# Provided material start
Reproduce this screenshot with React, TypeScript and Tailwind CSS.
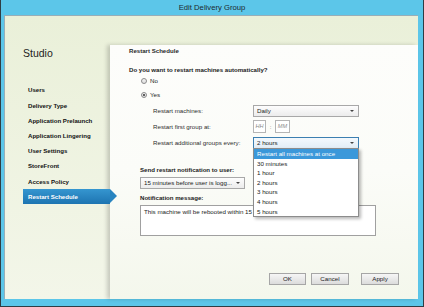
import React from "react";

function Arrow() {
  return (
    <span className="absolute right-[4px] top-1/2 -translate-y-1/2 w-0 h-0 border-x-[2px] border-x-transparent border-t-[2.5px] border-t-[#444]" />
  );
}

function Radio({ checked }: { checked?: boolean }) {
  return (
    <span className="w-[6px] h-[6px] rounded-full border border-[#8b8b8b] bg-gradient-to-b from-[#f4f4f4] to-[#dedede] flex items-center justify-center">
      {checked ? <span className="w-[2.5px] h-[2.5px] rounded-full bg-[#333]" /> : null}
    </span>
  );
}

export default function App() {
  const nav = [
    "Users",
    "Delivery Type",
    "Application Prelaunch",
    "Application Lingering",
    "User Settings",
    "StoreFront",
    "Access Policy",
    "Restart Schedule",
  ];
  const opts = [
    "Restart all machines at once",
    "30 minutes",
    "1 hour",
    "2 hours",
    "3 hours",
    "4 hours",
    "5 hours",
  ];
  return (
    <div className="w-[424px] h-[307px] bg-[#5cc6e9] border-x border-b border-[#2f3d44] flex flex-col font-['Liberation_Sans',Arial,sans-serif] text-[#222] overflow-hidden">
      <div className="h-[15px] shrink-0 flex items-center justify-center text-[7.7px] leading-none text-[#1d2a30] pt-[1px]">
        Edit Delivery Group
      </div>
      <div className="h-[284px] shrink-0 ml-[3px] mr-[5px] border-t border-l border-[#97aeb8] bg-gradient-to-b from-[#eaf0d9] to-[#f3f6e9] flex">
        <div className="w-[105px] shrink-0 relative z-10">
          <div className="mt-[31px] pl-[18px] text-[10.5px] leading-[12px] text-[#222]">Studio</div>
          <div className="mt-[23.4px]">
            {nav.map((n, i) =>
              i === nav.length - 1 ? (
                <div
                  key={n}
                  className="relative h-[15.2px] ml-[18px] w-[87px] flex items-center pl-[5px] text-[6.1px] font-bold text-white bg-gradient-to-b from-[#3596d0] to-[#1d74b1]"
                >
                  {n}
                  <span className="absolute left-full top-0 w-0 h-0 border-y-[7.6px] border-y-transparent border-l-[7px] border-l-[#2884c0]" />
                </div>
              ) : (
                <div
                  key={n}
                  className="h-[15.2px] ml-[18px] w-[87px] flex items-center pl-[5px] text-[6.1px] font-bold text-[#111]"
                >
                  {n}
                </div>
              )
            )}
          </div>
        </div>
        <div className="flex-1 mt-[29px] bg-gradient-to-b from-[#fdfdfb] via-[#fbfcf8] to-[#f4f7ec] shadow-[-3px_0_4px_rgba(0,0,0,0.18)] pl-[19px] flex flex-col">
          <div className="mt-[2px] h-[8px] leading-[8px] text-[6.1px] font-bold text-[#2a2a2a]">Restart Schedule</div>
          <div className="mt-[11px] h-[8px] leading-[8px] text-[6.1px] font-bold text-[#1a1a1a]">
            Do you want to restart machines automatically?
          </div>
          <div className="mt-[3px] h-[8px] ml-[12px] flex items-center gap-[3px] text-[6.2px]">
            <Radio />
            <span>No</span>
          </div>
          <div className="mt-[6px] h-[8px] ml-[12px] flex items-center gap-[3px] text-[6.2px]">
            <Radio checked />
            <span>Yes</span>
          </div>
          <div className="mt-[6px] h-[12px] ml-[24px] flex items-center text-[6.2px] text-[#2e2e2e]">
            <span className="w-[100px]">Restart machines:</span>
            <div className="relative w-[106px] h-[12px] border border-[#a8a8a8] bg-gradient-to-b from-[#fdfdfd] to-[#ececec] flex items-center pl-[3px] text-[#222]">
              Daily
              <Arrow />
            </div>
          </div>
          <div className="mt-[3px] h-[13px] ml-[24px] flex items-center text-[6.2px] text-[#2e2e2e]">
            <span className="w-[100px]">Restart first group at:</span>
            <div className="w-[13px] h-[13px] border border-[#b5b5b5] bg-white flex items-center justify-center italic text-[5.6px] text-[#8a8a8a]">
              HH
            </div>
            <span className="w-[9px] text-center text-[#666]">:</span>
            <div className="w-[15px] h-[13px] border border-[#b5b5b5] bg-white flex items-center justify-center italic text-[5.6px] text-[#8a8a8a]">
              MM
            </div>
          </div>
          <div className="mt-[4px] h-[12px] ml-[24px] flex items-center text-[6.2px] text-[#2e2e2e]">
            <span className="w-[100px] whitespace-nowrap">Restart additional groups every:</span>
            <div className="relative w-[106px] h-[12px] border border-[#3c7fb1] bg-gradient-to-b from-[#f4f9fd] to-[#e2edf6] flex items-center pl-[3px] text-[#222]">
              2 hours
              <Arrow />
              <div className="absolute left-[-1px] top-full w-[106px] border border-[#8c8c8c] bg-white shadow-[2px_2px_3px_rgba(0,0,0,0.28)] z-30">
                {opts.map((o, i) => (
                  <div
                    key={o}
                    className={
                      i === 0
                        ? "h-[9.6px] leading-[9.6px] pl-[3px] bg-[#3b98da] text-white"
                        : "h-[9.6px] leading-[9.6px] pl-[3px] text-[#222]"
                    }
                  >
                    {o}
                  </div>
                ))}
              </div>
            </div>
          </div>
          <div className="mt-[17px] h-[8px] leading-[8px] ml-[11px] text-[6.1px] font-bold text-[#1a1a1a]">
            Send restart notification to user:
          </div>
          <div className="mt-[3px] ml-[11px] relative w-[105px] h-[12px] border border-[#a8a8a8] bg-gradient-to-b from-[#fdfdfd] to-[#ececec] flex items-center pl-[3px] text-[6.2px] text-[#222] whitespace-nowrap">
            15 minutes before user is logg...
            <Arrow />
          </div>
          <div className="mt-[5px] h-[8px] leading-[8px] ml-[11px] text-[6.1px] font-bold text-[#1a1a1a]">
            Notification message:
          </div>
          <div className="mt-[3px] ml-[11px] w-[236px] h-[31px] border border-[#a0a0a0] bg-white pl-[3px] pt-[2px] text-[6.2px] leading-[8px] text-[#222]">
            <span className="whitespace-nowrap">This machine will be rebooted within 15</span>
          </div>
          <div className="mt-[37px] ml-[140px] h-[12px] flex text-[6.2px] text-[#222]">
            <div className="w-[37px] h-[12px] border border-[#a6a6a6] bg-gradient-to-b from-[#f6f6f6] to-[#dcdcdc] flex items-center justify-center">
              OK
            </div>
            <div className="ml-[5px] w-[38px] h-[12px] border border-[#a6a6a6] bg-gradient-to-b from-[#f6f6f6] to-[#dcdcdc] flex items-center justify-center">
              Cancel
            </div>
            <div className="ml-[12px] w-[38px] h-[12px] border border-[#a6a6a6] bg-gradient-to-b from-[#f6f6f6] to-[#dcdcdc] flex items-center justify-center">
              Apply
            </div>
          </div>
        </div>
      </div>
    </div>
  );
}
# Provided material end
== Brief ==
Omit every picture, then repeat the remaining data exactly as it appears above.

== Finished task ==
Reproduce this screenshot with React, TypeScript and Tailwind CSS.
import React from "react";

function Arrow() {
  return (
    <span className="absolute right-[4px] top-1/2 -translate-y-1/2 w-0 h-0 border-x-[2px] border-x-transparent border-t-[2.5px] border-t-[#444]" />
  );
}

function Radio({ checked }: { checked?: boolean }) {
  return (
    <span className="w-[6px] h-[6px] rounded-full border border-[#8b8b8b] bg-gradient-to-b from-[#f4f4f4] to-[#dedede] flex items-center justify-center">
      {checked ? <span className="w-[2.5px] h-[2.5px] rounded-full bg-[#333]" /> : null}
    </span>
  );
}

export default function App() {
  const nav = [
    "Users",
    "Delivery Type",
    "Application Prelaunch",
    "Application Lingering",
    "User Settings",
    "StoreFront",
    "Access Policy",
    "Restart Schedule",
  ];
  const opts = [
    "Restart all machines at once",
    "30 minutes",
    "1 hour",
    "2 hours",
    "3 hours",
    "4 hours",
    "5 hours",
  ];
  return (
    <div className="w-[424px] h-[307px] bg-[#5cc6e9] border-x border-b border-[#2f3d44] flex flex-col font-['Liberation_Sans',Arial,sans-serif] text-[#222] overflow-hidden">
      <div className="h-[15px] shrink-0 flex items-center justify-center text-[7.7px] leading-none text-[#1d2a30] pt-[1px]">
        Edit Delivery Group
      </div>
      <div className="h-[284px] shrink-0 ml-[3px] mr-[5px] border-t border-l border-[#97aeb8] bg-gradient-to-b from-[#eaf0d9] to-[#f3f6e9] flex">
        <div className="w-[105px] shrink-0 relative z-10">
          <div className="mt-[31px] pl-[18px] text-[10.5px] leading-[12px] text-[#222]">Studio</div>
          <div className="mt-[23.4px]">
            {nav.map((n, i) =>
              i === nav.length - 1 ? (
                <div
                  key={n}
                  className="relative h-[15.2px] ml-[18px] w-[87px] flex items-center pl-[5px] text-[6.1px] font-bold text-white bg-gradient-to-b from-[#3596d0] to-[#1d74b1]"
                >
                  {n}
                  <span className="absolute left-full top-0 w-0 h-0 border-y-[7.6px] border-y-transparent border-l-[7px] border-l-[#2884c0]" />
                </div>
              ) : (
                <div
                  key={n}
                  className="h-[15.2px] ml-[18px] w-[87px] flex items-center pl-[5px] text-[6.1px] font-bold text-[#111]"
                >
                  {n}
                </div>
              )
            )}
          </div>
        </div>
        <div className="flex-1 mt-[29px] bg-gradient-to-b from-[#fdfdfb] via-[#fbfcf8] to-[#f4f7ec] shadow-[-3px_0_4px_rgba(0,0,0,0.18)] pl-[19px] flex flex-col">
          <div className="mt-[2px] h-[8px] leading-[8px] text-[6.1px] font-bold text-[#2a2a2a]">Restart Schedule</div>
          <div className="mt-[11px] h-[8px] leading-[8px] text-[6.1px] font-bold text-[#1a1a1a]">
            Do you want to restart machines automatically?
          </div>
          <div className="mt-[3px] h-[8px] ml-[12px] flex items-center gap-[3px] text-[6.2px]">
            <Radio />
            <span>No</span>
          </div>
          <div className="mt-[6px] h-[8px] ml-[12px] flex items-center gap-[3px] text-[6.2px]">
            <Radio checked />
            <span>Yes</span>
          </div>
          <div className="mt-[6px] h-[12px] ml-[24px] flex items-center text-[6.2px] text-[#2e2e2e]">
            <span className="w-[100px]">Restart machines:</span>
            <div className="relative w-[106px] h-[12px] border border-[#a8a8a8] bg-gradient-to-b from-[#fdfdfd] to-[#ececec] flex items-center pl-[3px] text-[#222]">
              Daily
              <Arrow />
            </div>
          </div>
          <div className="mt-[3px] h-[13px] ml-[24px] flex items-center text-[6.2px] text-[#2e2e2e]">
            <span className="w-[100px]">Restart first group at:</span>
            <div className="w-[13px] h-[13px] border border-[#b5b5b5] bg-white flex items-center justify-center italic text-[5.6px] text-[#8a8a8a]">
              HH
            </div>
            <span className="w-[9px] text-center text-[#666]">:</span>
            <div className="w-[15px] h-[13px] border border-[#b5b5b5] bg-white flex items-center justify-center italic text-[5.6px] text-[#8a8a8a]">
              MM
            </div>
          </div>
          <div className="mt-[4px] h-[12px] ml-[24px] flex items-center text-[6.2px] text-[#2e2e2e]">
            <span className="w-[100px] whitespace-nowrap">Restart additional groups every:</span>
            <div className="relative w-[106px] h-[12px] border border-[#3c7fb1] bg-gradient-to-b from-[#f4f9fd] to-[#e2edf6] flex items-center pl-[3px] text-[#222]">
              2 hours
              <Arrow />
              <div className="absolute left-[-1px] top-full w-[106px] border border-[#8c8c8c] bg-white shadow-[2px_2px_3px_rgba(0,0,0,0.28)] z-30">
                {opts.map((o, i) => (
                  <div
                    key={o}
                    className={
                      i === 0
                        ? "h-[9.6px] leading-[9.6px] pl-[3px] bg-[#3b98da] text-white"
                        : "h-[9.6px] leading-[9.6px] pl-[3px] text-[#222]"
                    }
                  >
                    {o}
                  </div>
                ))}
              </div>
            </div>
          </div>
          <div className="mt-[17px] h-[8px] leading-[8px] ml-[11px] text-[6.1px] font-bold text-[#1a1a1a]">
            Send restart notification to user:
          </div>
          <div className="mt-[3px] ml-[11px] relative w-[105px] h-[12px] border border-[#a8a8a8] bg-gradient-to-b from-[#fdfdfd] to-[#ececec] flex items-center pl-[3px] text-[6.2px] text-[#222] whitespace-nowrap">
            15 minutes before user is logg...
            <Arrow />
          </div>
          <div className="mt-[5px] h-[8px] leading-[8px] ml-[11px] text-[6.1px] font-bold text-[#1a1a1a]">
            Notification message:
          </div>
          <div className="mt-[3px] ml-[11px] w-[236px] h-[31px] border border-[#a0a0a0] bg-white pl-[3px] pt-[2px] text-[6.2px] leading-[8px] text-[#222]">
            <span className="whitespace-nowrap">This machine will be rebooted within 15</span>
          </div>
          <div className="mt-[37px] ml-[140px] h-[12px] flex text-[6.2px] text-[#222]">
            <div className="w-[37px] h-[12px] border border-[#a6a6a6] bg-gradient-to-b from-[#f6f6f6] to-[#dcdcdc] flex items-center justify-center">
              OK
            </div>
            <div className="ml-[5px] w-[38px] h-[12px] border border-[#a6a6a6] bg-gradient-to-b from-[#f6f6f6] to-[#dcdcdc] flex items-center justify-center">
              Cancel
            </div>
            <div className="ml-[12px] w-[38px] h-[12px] border border-[#a6a6a6] bg-gradient-to-b from-[#f6f6f6] to-[#dcdcdc] flex items-center justify-center">
              Apply
            </div>
          </div>
        </div>
      </div>
    </div>
  );
}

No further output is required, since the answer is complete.